Miso, Tahini, what in the world?…

Are ingredients I had never heard of until we started our healthier eating journey. Almost 9 years later, I don’t know what I would do with out them. Miso, a traditional Japenese food,  is a high protein seasoning made from soybeans, cultured grain, salt and water. It’s many uses include adding it to soups, or as a sauce, gravy or dressing. There are different types but most importantly I choose one that uses select organic ingredients including, non GMO whole soybeans. I have stocked both “white miso”, which has a mellow, slightly sweet flavor and “amano miso” or “barley miso” which is a naturally aged blend of pearl barley and soybeans with a full-bodied flavor.

Miso soup which is traditionally served with every meal in Japan is delicious, easy to make and loaded with vitamin D and healthy vegetable protein. I made this a few days ago when I feeling a little under the weather with flu-like symptoms. It was just what I needed…nutrition packed, chasing the flu away.


Makes 4-6 servings

5 cups vegetable broth

1 ounce dried shiitake mushrooms or 2 cups thinly sliced cremini (brown) mushrooms

1/2 cup thinly sliced leek (green part mostly)

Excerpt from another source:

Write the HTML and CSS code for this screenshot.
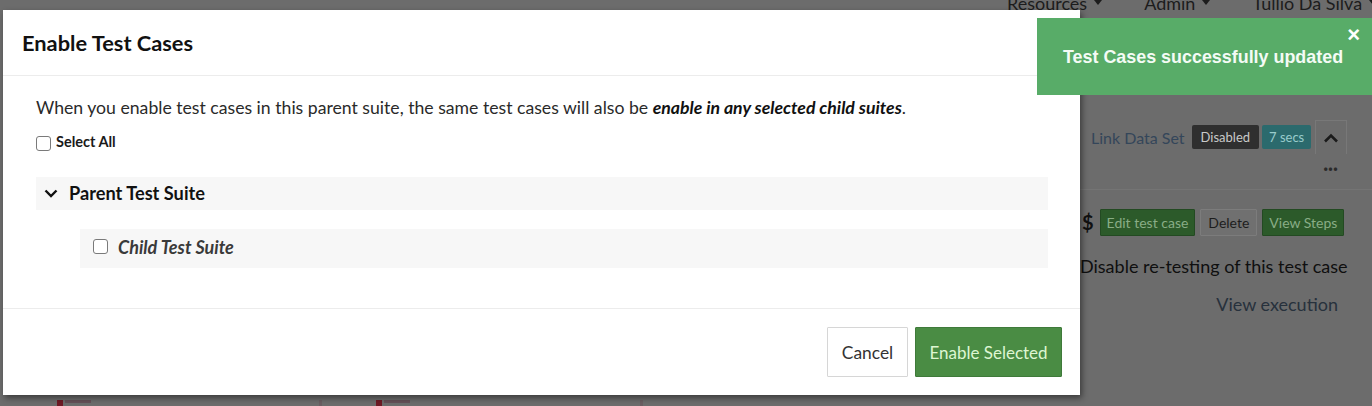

1/2 pound firm organic, non GMO tofu, cut into 1/4-inch cubes

1 sheet nori, cut into 1-inch squares (nori-dried seaweed)

2 to 3 teaspoons grated fresh ginger

2 cups small broccoli florets or bok choy chopped large pieces

1 cup julienned or grated carrot

3 to 4 tablespoons white miso or 3 tbsp barley miso

Pour the broth into a large pot, bring to a boil, then remove from the heat. Add the mushrooms, cover, and let stand for 20 minutes, or until the mushrooms have softened. (if using dried shitakes) Remove the mushrooms from the broth with a slotted spoon. Cut off and discard the mushroom stems. Thinly slice the caps and set aside. If using fresh sliced mushrooms, add them to the broth together with the leeks,  bring to boil then simmer for about 5-10 minutes or until softened

Add the tofu, nori, and ginger to the broth. Bring to a simmer and cook for 3 minutes. Add the mushrooms (if you had removed them), broccoli, and carrot. Cover and simmer for 1 minute, just until the broccoli turns bright green. Transfer 1 cup of the broth to a measuring cup and stir in the miso with a fork until it is completely dissolved. Pour the dissolved miso into the soup and stir until it is well incorporated.

Store in a covered container in the refrigerator, Miso Soup will keep for up to 3 days.

Note: Do not boil the soup after the miso has been added, as high heat will destroy the beneficial enzymes in the miso.

Tahini, (raw and organic) is made using mechanically hulled sesame seeds. It is naturally low in saturated fat, and is an ingredient found in many asian foods. Instead of the high salt versions of teryiaki sauce, or soy sauce dressings and sauces, I have found a great recipe for topping stirfrys using tahini, a “no salt” added, surprisingly yummy sauce. There are a few ingredients in this sauce you may not normally stock and can be a little pricey.  They last a while when stored correctly, are healthier than the traditionally stocked condiments in your refridgerator and will open wide your taste buds to some unique and wonderful flavors. Try some new flavors in 2013!

Yummy Tahini Sauce

 1 small onion or ½ cup shallots roughly chopped

2 garlic cloves, roughly chopped

1 tbsp dark toasted sesame oil

¼ cup freshly squeezed lemon juice

3 tbsp Braggs ( low sodium soy sauce available in health food stores)

1/3 cup raw sesame tahini

1 tbsp maple syrup

½ cup vegetable stock (low sodium)

¼ cup olive oil

1/8 cup flax or hemp oil (found in health food stores in refridgerator)

 With a blender or food processor, blend all of the ingredients until smooth and creamy.

A little  goes a long way with this sauce. Try topping brown rice, lentils or quinoa and steamed vegees starting with  a tbsp at a time. The flavor is rich and delicious! I usually toast  raw sesame seeds and top it all with about a tbsp per person. Yum!